Scalar Mesons: A Chiral Lagrangian Framework for their Mixing and Substructure

TL;DR

This paper uses a nonlinear chiral Lagrangian approach to analyze the mixing and substructure of scalar mesons below and above 1 GeV, exploring their quark and glueball components.

Contribution

It introduces two scalar meson nonets and a scalar glueball component within a chiral Lagrangian framework to study meson mixing and substructure.

Findings

Numerical estimates of two-quark, four-quark, and glue components of scalar mesons.

Insight into the quark substructure based on mass ordering differences.

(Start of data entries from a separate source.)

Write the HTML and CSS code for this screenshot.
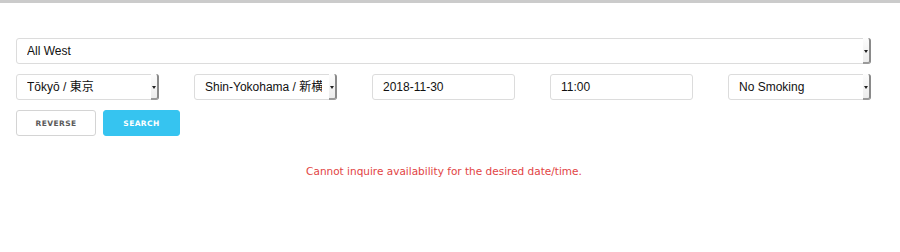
FILE: index.html
```html
<!DOCTYPE html>
<html>
<head>
  <title>Seat Search</title>
  <link rel="stylesheet" href="styles.css">
</head>
<body>

<div class="topbar"></div>

<div class="container">

  <!-- Line select -->
  <div class="field select-wrap">
    <select class="control">
      <option>All West</option>
    </select>
  </div>

  <!-- Route / date / time / car -->
  <div class="row">
    <div class="field select-wrap">
      <select class="control">
        <option>Tōkyō / 東京</option>
      </select>
    </div>
    <div class="field select-wrap">
      <select class="control">
        <option>Shin-Yokohama / 新横浜</option>
      </select>
    </div>
    <div class="field">
      <input type="text" class="control" value="2018-11-30">
    </div>
    <div class="field">
      <input type="text" class="control" value="11:00">
    </div>
    <div class="field select-wrap">
      <select class="control">
        <option>No Smoking</option>
      </select>
    </div>
  </div>

  <div class="buttons">
    <button class="btn btn-reverse">Reverse</button>
    <button class="btn btn-search">Search</button>
  </div>

  <p class="error">Cannot inquire availability for the desired date/time.</p>

</div>

</body>
</html>
```

FILE: styles.css
```css
body {
  font-family: "Liberation Sans", "Noto Sans CJK JP", sans-serif;
  margin: 0;
  padding: 0;
  background: #fff;
  color: #111;
}

.topbar {
  height: 3px;
  background: #cbcbcb;
}

.container {
  padding: 35px 29px 0 16px;
  display: flex;
  flex-direction: column;
  gap: 10px;
}

.row {
  display: flex;
  justify-content: space-between;
}

.row .field {
  width: 143px;
}

.field {
  position: relative;
  height: 26px;
}

.control {
  display: block;
  width: 100%;
  height: 26px;
  box-sizing: border-box;
  margin: 0;
  padding: 0 10px;
  border: 1px solid #dcdcdc;
  border-radius: 3px;
  background: #fff;
  font-family: "Liberation Sans", "Noto Sans CJK JP", sans-serif;
  font-size: 12px;
  color: #111;
  outline: none;
}

select.control {
  -webkit-appearance: none;
  appearance: none;
  padding-right: 14px;
}

/* mac style arrow strip at the right of each select */
.select-wrap::after {
  content: "";
  position: absolute;
  top: 0;
  right: 0;
  width: 8px;
  height: 26px;
  box-sizing: border-box;
  border-right: 2px solid #8a8a8a;
  border-bottom: 2px solid #9a9a9a;
  border-radius: 0 3px 3px 0;
  background: linear-gradient(#fdfdfd, #ececec);
}

.select-wrap::before {
  content: "";
  position: absolute;
  z-index: 1;
  top: 12px;
  right: 3px;
  border-left: 2px solid transparent;
  border-right: 2px solid transparent;
  border-top: 3px solid #222;
}

.buttons {
  display: flex;
  gap: 7px;
}

.btn {
  height: 26px;
  border-radius: 3px;
  font-family: "DejaVu Sans", sans-serif;
  font-size: 7.5px;
  font-weight: bold;
  letter-spacing: 0.4px;
  text-transform: uppercase;
  cursor: pointer;
}

.btn-reverse {
  width: 80px;
  background: #fff;
  border: 1px solid #d4d4d4;
  color: #5a5a5a;
}

.btn-search {
  width: 77px;
  background: #36c4f0;
  border: 1px solid #36c4f0;
  color: #fff;
}

.error {
  margin: 19px 0 0;
  text-align: center;
  color: #e24444;
  font-family: "DejaVu Sans", sans-serif;
  font-size: 10.5px;
  padding-left: 1px;
}
```
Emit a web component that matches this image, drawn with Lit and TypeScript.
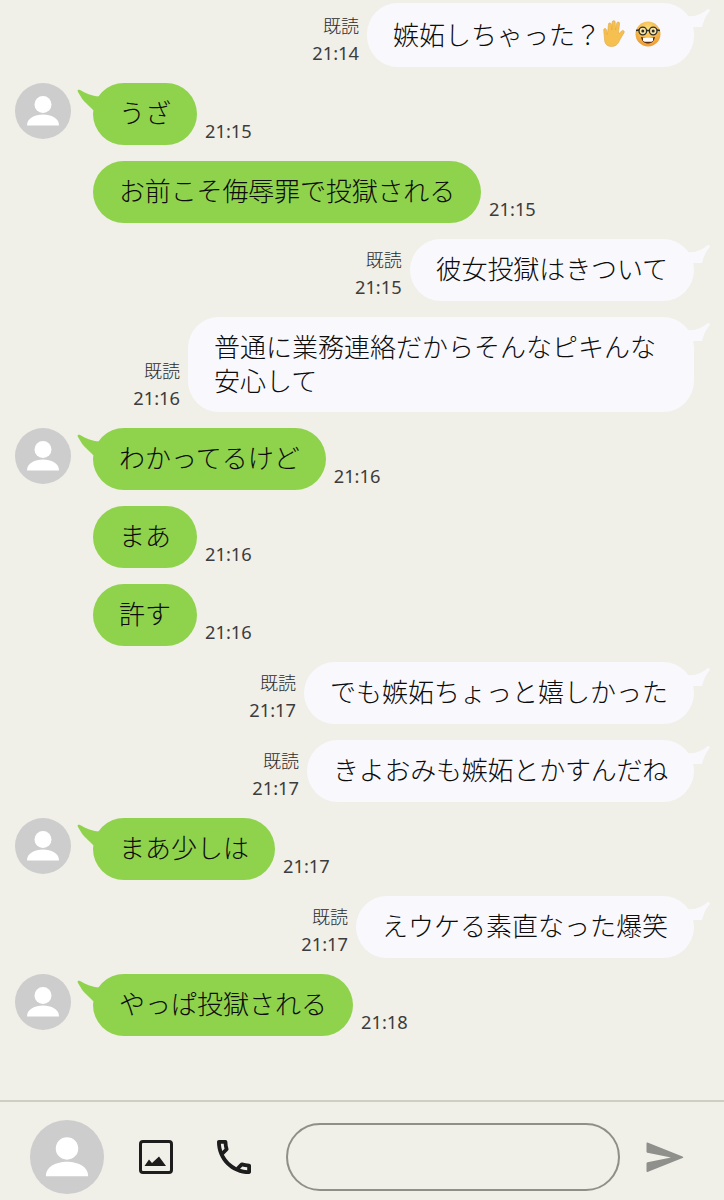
import { LitElement, html, css, svg } from "lit";
import { customElement } from "lit/decorators.js";
import { styleMap } from "lit/directives/style-map.js";

type Msg = {
  side: "in" | "out";
  text: string;
  time: string;
  avatar?: boolean;
  wide?: boolean;
  emoji?: boolean;
  spacing?: number;
};

const MSGS: Msg[] = [
  { side: "out", text: "嫉妬しちゃった？", time: "21:14", emoji: true },
  { side: "in", text: "うざ", time: "21:15", avatar: true },
  { side: "in", text: "お前こそ侮辱罪で投獄される", time: "21:15", spacing: -0.15 },
  { side: "out", text: "彼女投獄はきついて", time: "21:15", spacing: -0.1 },
  { side: "out", text: "普通に業務連絡だからそんなピキんな\n安心して", time: "21:16", wide: true },
  { side: "in", text: "わかってるけど", time: "21:16", avatar: true },
  { side: "in", text: "まあ", time: "21:16" },
  { side: "in", text: "許す", time: "21:16" },
  { side: "out", text: "でも嫉妬ちょっと嬉しかった", time: "21:17" },
  { side: "out", text: "きよおみも嫉妬とかすんだね", time: "21:17", spacing: -0.23 },
  { side: "in", text: "まあ少しは", time: "21:17", avatar: true },
  { side: "out", text: "えウケる素直なった爆笑", time: "21:17" },
  { side: "in", text: "やっぱ投獄される", time: "21:18", avatar: true },
];

const person = svg`<circle cx="28" cy="28" r="28" fill="#cdcdcd"/><circle cx="28" cy="21.5" r="8.500" fill="#fff"/><path d="M12 42.500c0-7.500 8-11 16-11s16 3.500 16 11z" fill="#fff"/>`;

@customElement("app-root")
export class AppRoot extends LitElement {
  static styles = css`
    :host {
      display: flex;
      flex-direction: column;
      width: 724px;
      height: 1200px;
      background: #f0efe8;
      font-family: "Noto Sans", "Noto Sans CJK JP", sans-serif;
      color: #0c0c0c;
      overflow: hidden;
    }
    .log {
      flex: 1;
      display: flex;
      flex-direction: column;
      gap: 16px;
      padding: 3px 30px 0 15px;
    }
    .row {
      display: flex;
      align-items: flex-end;
      gap: 8px;
    }
    .row.out {
      justify-content: flex-end;
    }
    .row.in {
      padding-left: 78px;
      position: relative;
    }
    .avatar {
      position: absolute;
      left: 0;
      top: 0;
      width: 56px;
      height: 56px;
    }
    .bubble {
      position: relative;
      padding: 12px 26px 16px;
      border-radius: 31px;
      font-family: "Noto Sans CJK JP", sans-serif;
      font-weight: 300;
      font-size: 26px;
      line-height: 34px;
      white-space: pre;
    }
    .out .bubble {
      background: #f9f9fd;
    }
    .in .bubble {
      background: #8fd24c;
    }
    .bubble.wide {
      padding: 12px 38px 15px 26px;
    }
    .bubble.emoji {
      display: flex;
      align-items: center;
      padding: 14px 33px 16px 26px;
    }
    .tail {
      position: absolute;
      top: 0;
      width: 24px;
      height: 32px;
    }
    .out .tail {
      right: -16px;
    }
    .in .tail {
      left: -16px;
    }
    .hand {
      width: 27px;
      height: 28px;
    }
    .nerd {
      width: 26px;
      height: 26px;
      margin-left: 7px;
    }
    .meta {
      display: flex;
      flex-direction: column;
      align-items: flex-end;
      color: #3c3c3c;
      padding-bottom: 2px;
    }
    .read {
      font-family: "Noto Sans CJK JP", sans-serif;
      font-weight: 300;
      font-size: 18px;
      line-height: 24px;
      margin-bottom: 4px;
      color: #2c2c2c;
    }
    .time {
      font-size: 18.3px;
      line-height: 24px;
    }
    .bar {
      height: 100px;
      box-sizing: border-box;
      border-top: 2px solid #cfcec5;
      display: flex;
      align-items: center;
      padding: 11px 0 0 30px;
    }
    .me {
      width: 74px;
      height: 74px;
    }
    .pic {
      width: 34px;
      height: 34px;
      margin-left: 35px;
    }
    .phone {
      width: 34px;
      height: 34px;
      margin-left: 44px;
    }
    .input {
      flex: none;
      width: 334px;
      height: 68px;
      box-sizing: border-box;
      border: 2px solid #8f8f88;
      border-radius: 34px;
      margin-left: 35px;
    }
    .send {
      width: 38px;
      height: 32px;
      margin-left: 26px;
    }
  `;

  private hand() {
    return html`<svg class="hand" viewBox="0 0 27 28"><path d="M7.500 4c0-1.500 2.500-1.500 2.700 0l.6 6 .4-8c.1-1.800 3-1.800 3 0l.3 8 1.300-7c.4-1.600 3-1.200 2.800.5l-1 8 .3 2.500 2.600-3c1.300-1.500 3.500 0 2.500 1.700l-4 6.800c-1.500 3.500-3.500 7-8.500 7-5 0-7-3.500-7-7.500l-.8-9c-.1-1.700 2.300-2 2.700-.2l1 4.700z" fill="#f5c04f" stroke="#e0a544" stroke-width=".6"/></svg>`;
  }

  private nerd() {
    return html`<svg class="nerd" viewBox="0 0 26 26"><defs><radialGradient id="f" cx=".5" cy=".3" r=".75"><stop offset="0" stop-color="#fbe07a"/><stop offset="1" stop-color="#ec962c"/></radialGradient></defs><circle cx="13" cy="13" r="12.500" fill="url(#f)"/><circle cx="7.800" cy="10" r="3.800" fill="#f9e6a0" stroke="#2b2b2b" stroke-width="1.300"/><circle cx="18.200" cy="10" r="3.800" fill="#f9e6a0" stroke="#2b2b2b" stroke-width="1.300"/><path d="M11.500 9.500h3M1 9.500l3-.500M25 9.500l-3-.500" stroke="#2b2b2b" stroke-width="1.300"/><circle cx="7.800" cy="10" r="1.500" fill="#2b2b2b"/><circle cx="18.200" cy="10" r="1.500" fill="#2b2b2b"/><path d="M6 16c4.500 1.500 9.500 1.500 14 0-.8 4.500-3.800 6.500-7 6.500S6.800 20.500 6 16z" fill="#5b2c14"/><path d="M8 16.800h10v3l-1.500 1h-7L8 19.800z" fill="#fff"/></svg>`;
  }

  private row(m: Msg) {
    const isOut = m.side === "out";
    const tail = isOut
      ? html`<svg class="tail" viewBox="0 0 24 32"><path d="M2 13 C9 14 16 11 21 6.500 C23 5 24.500 6.500 23.500 8.500 C20 12 17.500 18 16 24 L4 24z" fill="#f9f9fd"/></svg>`
      : html`<svg class="tail" viewBox="0 0 24 32"><path d="M22 13.500 C15 13 8 10 3 7 C1 6 0 7.500 1 9 C3 12 6 18 9 20 C11 22 14 25 16 27 L26 27z" fill="#8fd24c"/></svg>`;
    const showTail = isOut || m.avatar;
    const style = m.spacing ? styleMap({ letterSpacing: `${m.spacing}px` }) : "";
    const body = html`<div class="bubble ${m.wide ? "wide" : ""} ${m.emoji ? "emoji" : ""}" style=${style}>${showTail ? tail : ""}${m.text}${m.emoji ? html`${this.hand()}${this.nerd()}` : ""}</div>`;
    if (isOut) {
      return html`<div class="row out">
        <div class="meta"><span class="read">既読</span><span class="time">${m.time}</span></div>
        ${body}
      </div>`;
    }
    return html`<div class="row in">
      ${m.avatar ? html`<svg class="avatar" viewBox="0 0 56 56">${person}</svg>` : ""}
      ${body}
      <div class="meta"><span class="time">${m.time}</span></div>
    </div>`;
  }

  render() {
    return html`
      <div class="log">${MSGS.map((m) => this.row(m))}</div>
      <div class="bar">
        <svg class="me" viewBox="0 0 56 56">${person}</svg>
        <svg class="pic" viewBox="0 0 34 34"><rect x="1.500" y="1.500" width="31" height="31" rx="2.500" fill="none" stroke="#1d1d1d" stroke-width="3"/><path d="M5.500 26l4.500-6.500 3 3.500 7-6.500 7 9.500z" fill="#1d1d1d"/></svg>
        <svg class="phone" viewBox="3 3 18 18"><path fill="#1d1d1d" d="M6.540 5c.06.89.21 1.760.45 2.590l-1.200 1.200c-.41-1.200-.67-2.470-.76-3.790h1.510m9.860 12.020c.85.24 1.720.39 2.600.45v1.490c-1.320-.09-2.590-.35-3.800-.75l1.200-1.190M7.500 3H4c-.55 0-1 .45-1 1 0 9.390 7.610 17 17 17 .55 0 1-.45 1-1v-3.490c0-.55-.45-1-1-1-1.240 0-2.450-.2-3.570-.57-.1-.04-.21-.05-.31-.05-.26 0-.51.1-.71.29l-2.200 2.200c-2.830-1.450-5.150-3.760-6.590-6.590l2.200-2.200c.28-.28.36-.67.25-1.020C8.700 6.450 8.500 5.250 8.500 4c0-.55-.45-1-1-1z"/></svg>
        <div class="input"></div>
        <svg class="send" viewBox="0 0 38 32"><path d="M1.500 1.500 L36.500 15.500 C37.500 16 37.500 16.500 36.500 17 L1.500 31 C.8 31 .5 30.500 .5 30 V22.500 C.5 21.800 1 21.300 1.500 21.200 L25 16.500 1.500 11.800 C1 11.700 .5 11.200 .5 10.500 V2.500 C.5 1.700 .8 1.300 1.500 1.500z" fill="#8f8f8b"/></svg>
      </div>
    `;
  }
}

Analysis of scalar meson mixing patterns below and above 1 GeV.

Abstract

The highlights of studies of mixing among scalar mesons below and above 1 GeV within a nonlinear chiral Lagrangian framework is briefly presented. Two scalar meson nonets are introduced to explore the mass spectrum and decay properties of the $I$=1/2 and $I$=1 scalar states. For the $I$=0 states, in addition to these two nonets a scalar glueball component is also taken into account, and together with the constraints from the $I$=1/2 and $I$=1 sectors, their mass spectrum is studied. The fact that an ideally mixed $q {\bar q}$ scalar nonet has a mass ordering which is opposite to that of an ideally mixed four-quark scalar nonet is exploited to gain some insight into the quark substructure of the $I$=1/2, $I$=1 and $I$=0 states below and above 1 GeV. Consequently, numerical estimates of various components of these states (two quark and four quark components of $I$=1/2 and $I$=1 states, and two quark, four quark and glue component of $I$=0 states) are determined.